Eine Eroberung und Befreiung, die gegen Ende des 20. Jahrhunderts, als sich die ästhetische Moderne zur eigenen (unüberwindbaren) Post-Moderne verewigt hatte, Selbstverständlichkeit werden musste. Die prototypische These der „Vermischungsästhetik“ Baudelaires, wonach schön als hässlich, hässlich als schön zu bewerten sei, folglich das Häßliche nicht bloß eine Art, sondern geradezu der neue Gattungsborn neuer Kunstschönheit sei, diese Wendeästhetik erfüllte sich in der (nicht nur theoretisierten)Proto-These von Warhol und Cage: „Alles ist schön“.

 

Und alle Stränge von Kunst und Ästhetik, die diesem revolutionären Weg nicht folgen wollten oder konnten, egal ob sie auf den Namen Klassizismus, Romantik oder Spätromantik getauft wurden, hauchten ihr theoretisches Leben in den letzten Ästhetiken mit normativem (Schein)Ewigkeitsanspruch aus, ihr praktisches Leben in den künstlerischen Pendants dieser enthistorisierten Denkweise: in akademischen Kunstpraxen, denen sich zwar nochmals pädagogische Arkanien entlocken ließen, doch zugleich auf verschlungenen Pfaden auch jene verwesenden Stoffe der sterbenden Schönheitskünste, aus denen bis heute die Träume der Unterhaltungskünste überaus erfolgreich gezimmert werden.
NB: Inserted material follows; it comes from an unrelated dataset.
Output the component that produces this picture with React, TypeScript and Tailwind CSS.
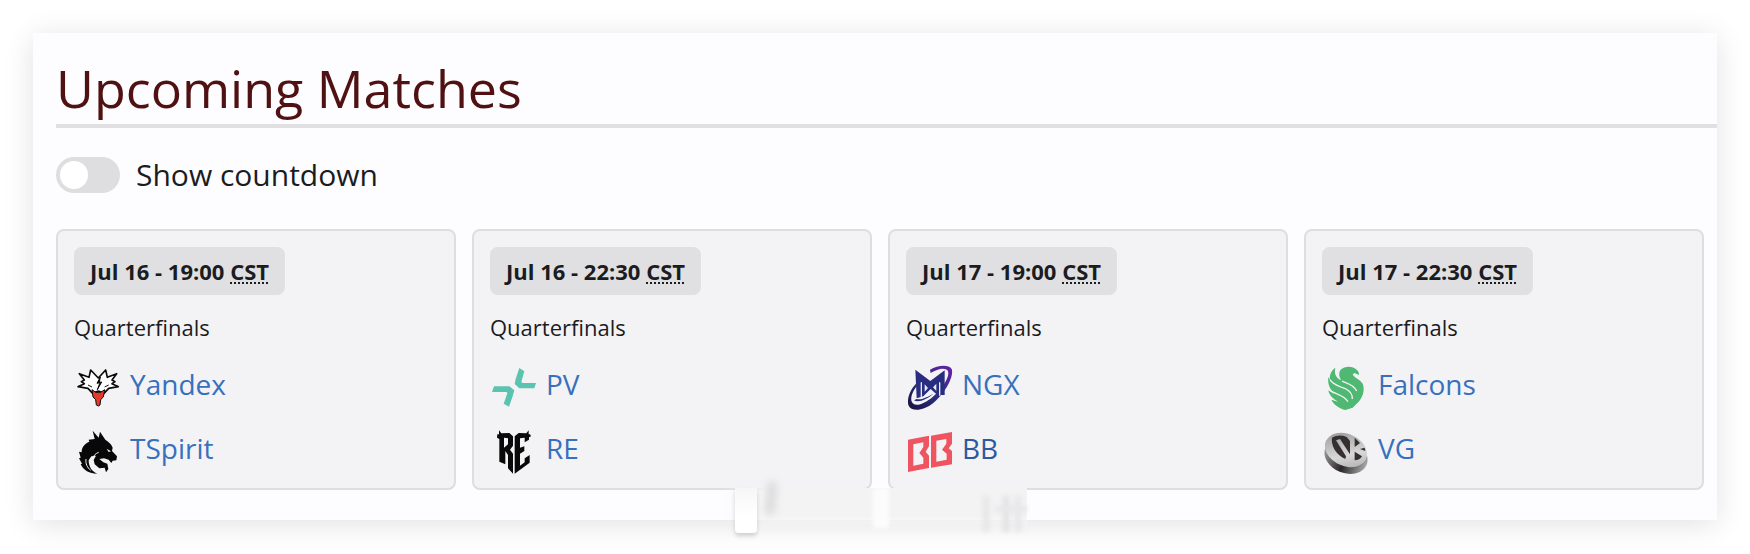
import type { ReactNode } from "react";

const Logo = ({ viewBox, children }: { viewBox: string; children: ReactNode }) => (
  <svg viewBox={viewBox} className="h-[52px] w-[50px] shrink-0 overflow-visible" aria-hidden="true">
    {children}
  </svg>
);

const YandexLogo = () => (
  <Logo viewBox="42 27 150 156">
    <path
      d="M54 113L73 104L64 98L73 93L58 74L87 85L92 63L115 87L137 63L142 85L170 74L156 93L165 98L156 104L175 113L146 118L132 133L115 126L98 133L84 118Z"
      fill="#fff"
      stroke="#0b0b0b"
      strokeWidth="5"
      strokeLinejoin="round"
    />
    <path d="M121 84L111 103L120 101L112 122L125 99L118 100Z" fill="#0b0b0b" stroke="#0b0b0b" strokeWidth="3" />
    <path d="M84 108L96 114M146 108L134 114" fill="none" stroke="#0b0b0b" strokeWidth="3" />
    <path
      d="M96 122L107 130H122L134 122L130 144L122 152L120 168L115 171L109 168L107 152L99 144Z"
      fill="#e23b2a"
      stroke="#0b0b0b"
      strokeWidth="3"
    />
  </Logo>
);

const SpiritLogo = () => (
  <Logo viewBox="42 219 150 156">
    <path
      d="M98 245L116 266L120 248L136 272C144 278 154 284 158 296L156 306L171 322L169 334L158 335L154 342L146 332L132 328L118 330L130 340L142 344L145 360L138 370L134 356L118 358L104 346L101 333L108 320L94 322L86 334C86 354 96 368 112 374C88 374 70 364 62 346L66 344L57 328L62 326L57 308L65 310C64 296 74 284 88 278L86 272L104 270Z"
      fill="#080808"
    />
    <path d="M140 299L153 307L146 309Z" fill="#f3f3f5" />
    <path d="M78 330C76 344 82 356 92 364M116 310C106 314 100 320 98 330" fill="none" stroke="#f3f3f5" strokeWidth="3" />
  </Logo>
);

const PvLogo = () => (
  <Logo viewBox="30 27 150 156">
    <path d="M118 57L133 67L124 98L127 102H168L163 118H118L104 105L107 90Z" fill="#5bc4b0" />
    <path d="M42 112H88L103 124L98 142L87 173L71 164L82 133L80 129H36Z" fill="#5bc4b0" />
  </Logo>
);

const ReLogo = () => (
  <Logo viewBox="30 219 150 156">
    <path
      d="M57 244L64 253L88 252L99 262V290L90 302L99 314V374L84 358V318L76 306V346L58 338V270L51 266L52 256H57ZM72 266V296L84 286V268Z"
      fill="#090909"
      fillRule="evenodd"
    />
    <path
      d="M146 244L139 253L116 252L104 262V374L149 341V318L134 328V340L120 350V314L133 306V292L120 296V268L134 266V280L147 272V265L153 262L150 256H146Z"
      fill="#090909"
    />
  </Logo>
);

const NgxLogo = () => (
  <Logo viewBox="48 27 150 156">
    <defs>
      <linearGradient id="ngx" x1="0" y1="1" x2="1" y2="0">
        <stop offset="0" stopColor="#17123c" />
        <stop offset="0.5" stopColor="#2c2f86" />
        <stop offset="1" stopColor="#6a20a8" />
      </linearGradient>
    </defs>
    <path
      d="M120 62C144 48 176 46 185 60C193 80 168 130 130 162C100 186 64 190 55 168C50 146 62 120 78 104L80 112C66 130 60 148 66 160C76 176 104 164 128 144C160 116 180 82 174 66C166 54 144 58 122 72Z"
      fill="url(#ngx)"
    />
    <path d="M76 62L121 96L164 64V138H142L122 120L100 142L80 148Z" fill="#282d80" />
    <path d="M94 100V144M149 100V140" fill="none" stroke="#e9e9f5" strokeWidth="4" />
    <path d="M104 106V128L114 117ZM139 104V126L129 115Z" fill="#e9e9f5" />
    <path d="M72 154C86 162 112 150 130 134C114 144 92 154 80 150Z" fill="#252b78" />
  </Logo>
);

const BbLogo = () => (
  <Logo viewBox="48 219 150 156">
    <path
      d="M54 272L117 260V292L107 308L117 320V357L54 369ZM70 286V350L100 344V326L88 312L100 294V280Z"
      fill="#ee5560"
      fillRule="evenodd"
    />
    <path
      d="M123 260L186 249V284L176 298L186 306V346L123 356ZM139 275V338L170 332V314L156 302L169 284V270Z"
      fill="#ee5560"
      fillRule="evenodd"
    />
  </Logo>
);

const FalconsLogo = () => (
  <Logo viewBox="36 27 150 156">
    <path
      d="M92 62C104 50 128 50 140 62C147 68 148 74 146 78L134 72L128 76C132 86 148 90 158 104C166 124 158 148 140 164L128 176L106 183C88 178 72 168 64 152L84 158C70 150 58 140 55 124L74 136C60 122 52 104 55 84L60 94C58 80 62 66 76 56C72 76 78 86 94 94C86 82 86 70 92 62Z"
      fill="#4fb873"
    />
    <path
      d="M60 92C70 110 92 112 108 120C122 128 128 138 127 150M60 124C80 138 100 136 114 158M96 96C108 104 128 104 140 126"
      fill="none"
      stroke="#f3f3f5"
      strokeWidth="4"
    />
  </Logo>
);

const VgLogo = () => (
  <Logo viewBox="36 219 150 156">
    <defs>
      <linearGradient id="vg-side" x1="0" y1="0" x2="1" y2="0">
        <stop offset="0" stopColor="#9a9a9a" />
        <stop offset="0.5" stopColor="#2a2627" />
        <stop offset="1" stopColor="#a8a8a8" />
      </linearGradient>
      <linearGradient id="vg-face" x1="0" y1="0" x2="1" y2="1">
        <stop offset="0" stopColor="#8f8f8f" />
        <stop offset="0.6" stopColor="#d8d8d8" />
        <stop offset="1" stopColor="#a5a5a5" />
      </linearGradient>
    </defs>
    <ellipse cx="108" cy="322" rx="67" ry="50" transform="rotate(22 108 322)" fill="url(#vg-side)" />
    <ellipse cx="108" cy="303" rx="66" ry="48" transform="rotate(24 108 303)" fill="url(#vg-face)" />
    <path d="M66 266C62 288 78 318 106 330L108 322L78 274L90 270L120 316V276L110 264C96 258 80 258 66 266Z" fill="#35302f" />
    <path d="M134 266L150 282L134 294ZM134 308L156 322C152 330 144 334 134 334ZM150 300L164 296L166 306Z" fill="#35302f" />
  </Logo>
);

type Team = { name: string; logo: () => ReactNode; visited?: boolean };
type Match = { id: number; time: string; teams: Team[] };

const matches: Match[] = [
  { id: 1, time: "Jul 16 - 19:00", teams: [{ name: "Yandex", logo: YandexLogo }, { name: "TSpirit", logo: SpiritLogo }] },
  { id: 2, time: "Jul 16 - 22:30", teams: [{ name: "PV", logo: PvLogo }, { name: "RE", logo: ReLogo }] },
  { id: 3, time: "Jul 17 - 19:00", teams: [{ name: "NGX", logo: NgxLogo }, { name: "BB", logo: BbLogo, visited: true }] },
  { id: 4, time: "Jul 17 - 22:30", teams: [{ name: "Falcons", logo: FalconsLogo }, { name: "VG", logo: VgLogo }] },
];

const MatchCard = ({ match }: { match: Match }) => (
  <article className="rounded-lg border-2 border-[#dedee0] bg-[#f3f3f5] px-4 pt-4 pb-2">
    <div className="inline-flex h-12 items-center rounded-lg bg-[#e0e0e2] px-4 text-[22px] font-bold">
      <time className="whitespace-pre">{match.time} </time>
      <abbr title="China Standard Time" className="underline decoration-dotted decoration-2 underline-offset-3">
        CST
      </abbr>
    </div>
    <p className="mt-4 mb-2 text-[22px] leading-[33px]">Quarterfinals</p>
    <ul>
      {match.teams.map(({ name, logo: TeamLogo, visited }) => (
        <li key={name} className="flex h-16 items-center gap-1.5">
          <TeamLogo />
          <a href="#" className={visited ? "text-[28px] text-[#2a5a9f]" : "text-[28px] text-[#3870bd]"}>
            {name}
          </a>
        </li>
      ))}
    </ul>
  </article>
);

// Faded watermark sitting on the bottom edge of the panel
const Watermark = () => (
  <div className="pointer-events-none absolute -bottom-3.5 left-1/2 h-[46px] w-[304px] -translate-x-1/2" aria-hidden="true">
    <div className="absolute inset-0 bg-linear-to-r from-transparent via-[#f3f3f4] via-15% to-[#f3f3f4] mask-b-from-60%" />
    <div className="absolute -top-1.5 left-[44px] h-8 w-2 rotate-6 bg-[#d6d6d8] blur-xs" />
    <div className="absolute top-0 left-[12px] h-[45px] w-[22px] rounded-b-sm bg-linear-to-b from-[#f6f6f7] to-white to-60% shadow-[0_3px_4px_rgba(0,0,0,0.16)]" />
    <div className="absolute top-0 left-[150px] h-10 w-4 bg-[#fcfcfd] blur-[2px]" />
    <div className="absolute top-2 right-[38px] h-9 w-1.5 bg-[#e6e6e8] blur-[2px]" />
    <div className="absolute top-2 right-[18px] h-9 w-1.5 bg-[#e2e2e4] blur-[2px]" />
    <div className="absolute top-2 right-[6px] h-9 w-1.5 bg-[#e6e6e8] blur-[2px]" />
    <div className="absolute top-[18px] right-0 h-1.5 w-8 bg-[#e8e8ea] blur-[2px]" />
  </div>
);

const App = () => {
  return (
    <main className="bg-white p-[33px] font-['Open_Sans','Noto_Sans',sans-serif] text-[#1b1c1f]">
      <section className="relative bg-[#fdfdff] pt-[19px] pb-[30px] pl-[23px] shadow-[0_4px_28px_rgba(0,0,0,0.12)]">
        <h2 className="border-b-4 border-[#e0e0e2] text-[52px] leading-[72px] text-[#4f1111]">Upcoming Matches</h2>
        <label className="mt-[29px] flex h-9 w-fit cursor-pointer items-center gap-4 text-[30px]">
          <input
            type="checkbox"
            role="switch"
            className="h-9 w-16 appearance-none rounded-full bg-[#dedee0] p-1 before:block before:size-7 before:rounded-full before:bg-white checked:bg-[#3870bd] checked:before:translate-x-7"
          />
          <span className="pb-0.5">Show countdown</span>
        </label>
        <div className="mt-9 mr-[13px] grid grid-cols-4 gap-4">
          {matches.map((match) => (
            <MatchCard key={match.id} match={match} />
          ))}
        </div>
        <Watermark />
      </section>
    </main>
  );
};

export default App;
[1] Friedrich Schlegels abstraktes Schema Antike versus Moderne, versetzte die gesamte christliche Geschichte Europas als moderne: die erste ende mit Dante, die mittlere Moderne beginne mit der Reformation, Shakespeare und der Entdeckung Amerikas und ende in seinen (Schlegels) Tagen; und zu Protagonisten der nun (1800) beginnenden Moderne werden ausgerechnet Kant und Goethe erklärt. – Auch die Erörterungen über das Erhabene (und darin das Hässliche) bei Burke, Lessing und anderen werden als „Beginn“ moniert. Rückprojektionen, die verkennen, daß die Krise der Kunst des 19. Jahrhunderts als Inkubation der modernen Kunst zu begreifen ist.

[2] Bereits 1826 wurde die erste Photographie fotografiert.

[3] Dazu gehört als äußerster Versuch einer Zulassung des Hässlichen dessen Auflösung in der Komik der Karikatur. Im Säurebad der Karikatur soll sich das Hässliche bestätigen als diabolus in aesthetica, es könne nur als belachenswertes eine erträgliche Existenz und Anschauung erhalten. – Dazu gehörten aber auch alle Versuche der klassizistischen Ästhetiken, die in den einzelnen Künsten erreichten Vollendungschönheiten als Musterstile und Musterwerke gleichsam unter (nachahmungswürdigen und -fähigen) Glasssturz zu stellen.